Ironisnya, kader-kader Beek jugalah yang mematikan Partai Katolik, yang dibubarkan pada bulan Desember 1972. Padahal Harry Tjan, salah seorang sekondan terdekat Beek, adalah Sekjen partai ini. Argumen yang dipakai adalah golongan Katolik harus masuk ke kekuatan politik dimana mereka bisa berperan (baca: berkuasa). Beek dan kader-kadernya seringkali mengutip perumpamaan sebagai ‘garam.’ Orang Katolik harus menjadi garam yang jumlahnya kecil namun menjadi penentu rasa dalam makanan. Inilah alasan utama untuk membubarkan Partai Katolik. Dengan dibubarkannya Partai Katolik, kader-kader Beek bebas masuk ke Golkar tanpa dicurigai sebagai penyusup dari Partai Katolik. Sementara, para politisi bekas Partai Katolik yang tidak masuk ke Golkar dialihkan ke Partai Demokrasi Indonesia (PDI) yang dipaksakan pembentukannya pada tahun 1973.

Sebagian dari kader-kader ini masuk ke dalam Opsus, jaringan intelijen yang dikendalikan Ali Moertopo. Kader-kader Beek berperan sangat besar dalam memenangkan Penentuan Pendapat Rakyat (The Act of Free Choice) atau Pepera tahun 1969. Ini adalah pemungutan suara untuk menentukan apakah Papua Barat akan bergabung dengan Indonesia ataukah menjadi negara tersendiri. Indonesia sukses meyakinkan PBB supaya Pepera tidak dilakukan dengan suara terbanyak rakyat Papua, tetapi ditentukan secara ‘mufakat’ lewat perwakilan. Ada 1,026 orang yang dikategorikan berhak untuk memilih pada Pepera tersebut. Lewat operasi intelijen, mereka semua bermufakat untuk bergabung dengan Indonesia. Di kemudian hari banyak dari orang-orang ini mengatakan bahwa Pepera sebenarnya adalah “the act of no choice” karena begitu hebatnya intimidasi dan manipulasi terhadap mereka yang berhak memilih.

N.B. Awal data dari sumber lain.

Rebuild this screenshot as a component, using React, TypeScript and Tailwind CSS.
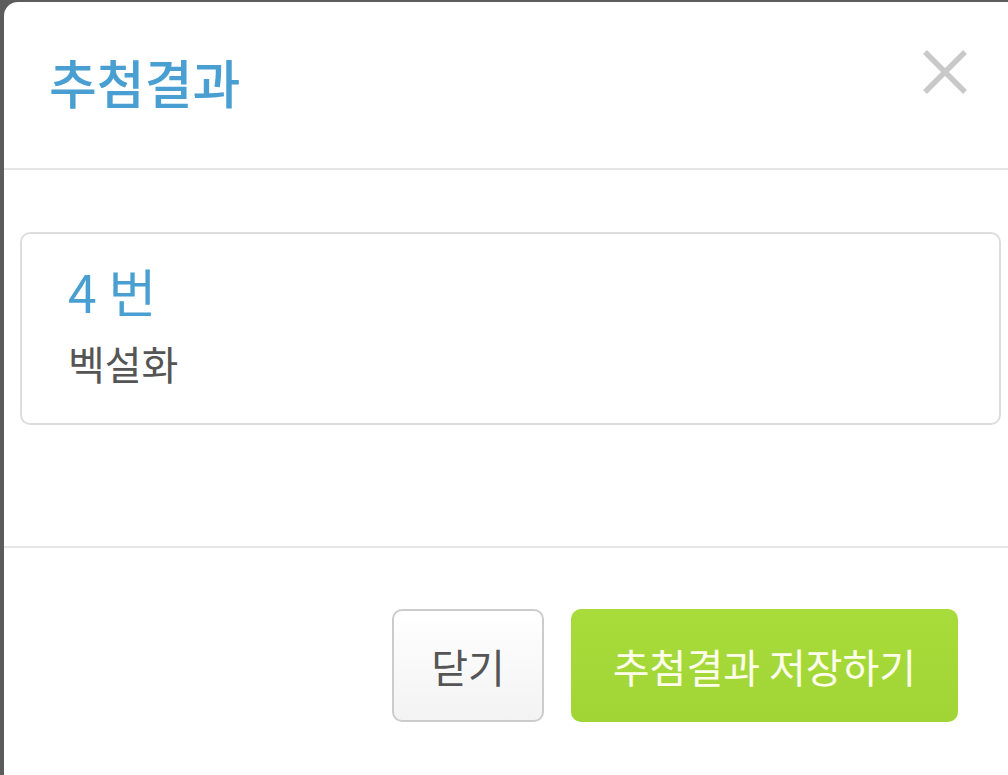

Kader-kader Beek masuk ke Papua sebagai relawan dan merekalah yang menjadi ujung tombak operasi intelijen. Ironisnya, di Papua mereka berhadapan dengan gereja Katolik dan gereja-gereja Kristen lain yang sudah lebih dahulu hadir menjalankan misi di sana. Bentrokan antara kader-kader awam yang Katolik dengan gereja Katolik lokal tidak dapat dihindari. Pada saat itu, semua uskup Katolik di Papua Barat menyatakan mendukung Pepera asal dilakukan lewat mekanisme ‘satu orang, satu suara’ (one man, one vote). [43]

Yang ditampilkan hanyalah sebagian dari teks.